PDC: Emergent Active Perception and Dexterity of Simulated Humanoids from Visual Reinforcement Learning

PDC is a framework for learning vision-centric dexterous full body control for simulated humanoids. We constructed a system of visual cues, akin to those common in games and VR systems. These cues guide the agent towards objects to interact with, how to perform the interaction, and what to do with them.

We observe that active perception (search and gaze control) in addition to dexterity emerges when trained on a diverse set of tasks, within a diverse set of scenes, directly from partially observable visual inputs.


Tabletop

First, the PDC agent learns to master the tabletop task. This task serves two goals. (1) It enables systematic evaluation of the importance of the various visual cues. (2) Through further fine-tuning, it provides a stepping stone towards more complex tasks.

In a massively parallelized physics simulator, the PDC agent learns through trial-and-error how to search for objects, and extract the commands provided in the visual field. The target object is marked using a 2D green overlay (segmentation mask) and the target location to transport the object is shown using a 3D visual marker. Onscreen indicators tell the agent which hand to use. White tells it "this hand should not be used", whereas purple means "get ready" and blue means "make contact". The agent learns to transport objects and release on command.

We show how the agent can be instructed to grab using visual cues. Our system supports left hand (top), right hand (center), and both hands (bottom).

OMOMO

Through similar training, the same controller can adapt to support objects from the OMOMO and OakInk dataset

OakInk

Unseen objects

By training with diverse objects and color randomization techniques, our agent can generalize to new and unseen objects. Notice how the agent releases the object when the visual marker reverts from blue to purple.

Kitchens, object transport

Once the agent has mastered the table top setting, we continue training it in a more complex kitchen scene.

The kitchens are diverse. They span multiple kitchen configurations (galley, L-shaped, U-shaped, island, etc..), and contain a variety of objects. We randomize the textures, placement of elements in the scene (cabinets, drawers, fridge, oven, etc...), the object placements, and the initial humanoid pose.

The agent grabs a target object and transports it to the designated location, indicated by the 3D marker. Then, it releases the object on command, followed by grabbing the next target object.

Drawers

In addition to the object grab-and-transport task, the agent is also trained to open articulated drawers. Here, the drawers have a spring mechanism. To prevent it from closing, the agent must open the drawer and hold it open.

The top right agent is spawned with the drawer behind it and at a distance. The agent searches for the drawer, navigates towards it, grabs the handle, and pulls it open.

Emergent Search

Here we demonstrate a scenario where the object is not in view. Although the agent initially focuses on the marker, it quickly reverts to scanning the room looking for the target object. Once the object has been grabbed, the agent quickly turns back, remembering where it last saw the marker.

Here we demonstrate a scenario where the marker is not in view.

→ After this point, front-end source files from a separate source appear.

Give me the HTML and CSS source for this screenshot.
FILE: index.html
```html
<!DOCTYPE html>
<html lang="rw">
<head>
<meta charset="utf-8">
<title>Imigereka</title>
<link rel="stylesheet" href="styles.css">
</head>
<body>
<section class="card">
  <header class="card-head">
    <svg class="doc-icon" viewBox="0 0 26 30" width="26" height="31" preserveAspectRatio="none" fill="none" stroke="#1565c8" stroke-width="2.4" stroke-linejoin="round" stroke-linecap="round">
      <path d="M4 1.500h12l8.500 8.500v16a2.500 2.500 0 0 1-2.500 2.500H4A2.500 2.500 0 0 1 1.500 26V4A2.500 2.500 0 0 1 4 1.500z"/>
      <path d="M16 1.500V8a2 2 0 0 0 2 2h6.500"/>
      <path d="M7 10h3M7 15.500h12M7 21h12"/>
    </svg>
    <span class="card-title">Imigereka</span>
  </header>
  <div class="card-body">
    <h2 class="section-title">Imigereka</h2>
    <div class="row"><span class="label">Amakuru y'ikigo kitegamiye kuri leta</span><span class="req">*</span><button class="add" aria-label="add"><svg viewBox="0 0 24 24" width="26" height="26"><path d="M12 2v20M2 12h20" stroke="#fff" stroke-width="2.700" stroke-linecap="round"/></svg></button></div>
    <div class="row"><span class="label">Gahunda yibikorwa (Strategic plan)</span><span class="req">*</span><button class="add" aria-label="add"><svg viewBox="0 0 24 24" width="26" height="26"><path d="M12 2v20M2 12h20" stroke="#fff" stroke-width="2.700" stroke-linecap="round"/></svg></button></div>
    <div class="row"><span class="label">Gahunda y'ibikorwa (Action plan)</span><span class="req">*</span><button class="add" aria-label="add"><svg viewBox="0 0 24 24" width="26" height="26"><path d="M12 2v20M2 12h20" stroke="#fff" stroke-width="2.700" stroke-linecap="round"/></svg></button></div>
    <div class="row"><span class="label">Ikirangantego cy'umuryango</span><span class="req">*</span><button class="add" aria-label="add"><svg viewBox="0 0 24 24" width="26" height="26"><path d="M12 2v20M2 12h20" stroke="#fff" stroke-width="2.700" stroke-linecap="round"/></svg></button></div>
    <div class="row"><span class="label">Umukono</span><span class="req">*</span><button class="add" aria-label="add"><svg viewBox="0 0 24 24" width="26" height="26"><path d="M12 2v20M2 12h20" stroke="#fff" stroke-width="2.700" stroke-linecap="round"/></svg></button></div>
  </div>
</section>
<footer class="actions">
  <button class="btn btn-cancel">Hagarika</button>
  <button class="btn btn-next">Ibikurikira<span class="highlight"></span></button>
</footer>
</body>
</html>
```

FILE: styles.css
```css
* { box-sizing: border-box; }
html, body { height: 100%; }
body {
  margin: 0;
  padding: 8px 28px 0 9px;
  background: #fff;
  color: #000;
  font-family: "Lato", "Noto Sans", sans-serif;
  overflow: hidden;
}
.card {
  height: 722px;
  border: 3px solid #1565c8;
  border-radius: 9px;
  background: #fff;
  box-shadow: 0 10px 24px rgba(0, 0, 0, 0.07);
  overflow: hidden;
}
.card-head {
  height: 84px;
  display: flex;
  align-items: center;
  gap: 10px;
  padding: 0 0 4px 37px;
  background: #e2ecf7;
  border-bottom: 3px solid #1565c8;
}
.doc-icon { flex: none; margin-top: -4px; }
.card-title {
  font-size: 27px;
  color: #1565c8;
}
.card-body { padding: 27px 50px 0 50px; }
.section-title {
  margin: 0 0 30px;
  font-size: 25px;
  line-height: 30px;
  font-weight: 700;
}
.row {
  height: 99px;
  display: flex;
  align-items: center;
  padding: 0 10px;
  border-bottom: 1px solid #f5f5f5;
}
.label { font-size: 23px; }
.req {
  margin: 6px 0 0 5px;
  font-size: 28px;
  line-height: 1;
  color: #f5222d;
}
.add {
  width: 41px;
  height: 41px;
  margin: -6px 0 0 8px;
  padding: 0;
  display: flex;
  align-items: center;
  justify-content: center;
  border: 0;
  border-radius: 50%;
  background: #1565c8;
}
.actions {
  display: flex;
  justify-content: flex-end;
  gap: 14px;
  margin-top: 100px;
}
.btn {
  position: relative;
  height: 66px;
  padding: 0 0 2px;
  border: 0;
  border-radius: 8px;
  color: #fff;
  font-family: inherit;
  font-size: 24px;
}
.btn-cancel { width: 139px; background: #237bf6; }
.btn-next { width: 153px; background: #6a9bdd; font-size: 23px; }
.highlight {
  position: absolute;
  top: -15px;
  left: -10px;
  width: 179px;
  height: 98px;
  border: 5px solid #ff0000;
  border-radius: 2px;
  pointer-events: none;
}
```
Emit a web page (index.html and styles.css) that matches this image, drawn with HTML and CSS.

Once the object has been lifted, the agent scans the countertop for the target marker.

Memory and Occlusion

When approaching the object the agent's view becomes occluded by the top cabinet, hiding the target object. As our agent has a memory module (GRU) it is able to retain knowledge of the previously observed scene and grasp the object despite the occlusion.

Failure cases

As the model is trained to adhere to hand indication, it requires a method for determining which hand/s to use. Here, we show two examples of large objects that it fails to grab using one hand, yet succeeds when instructed to use both.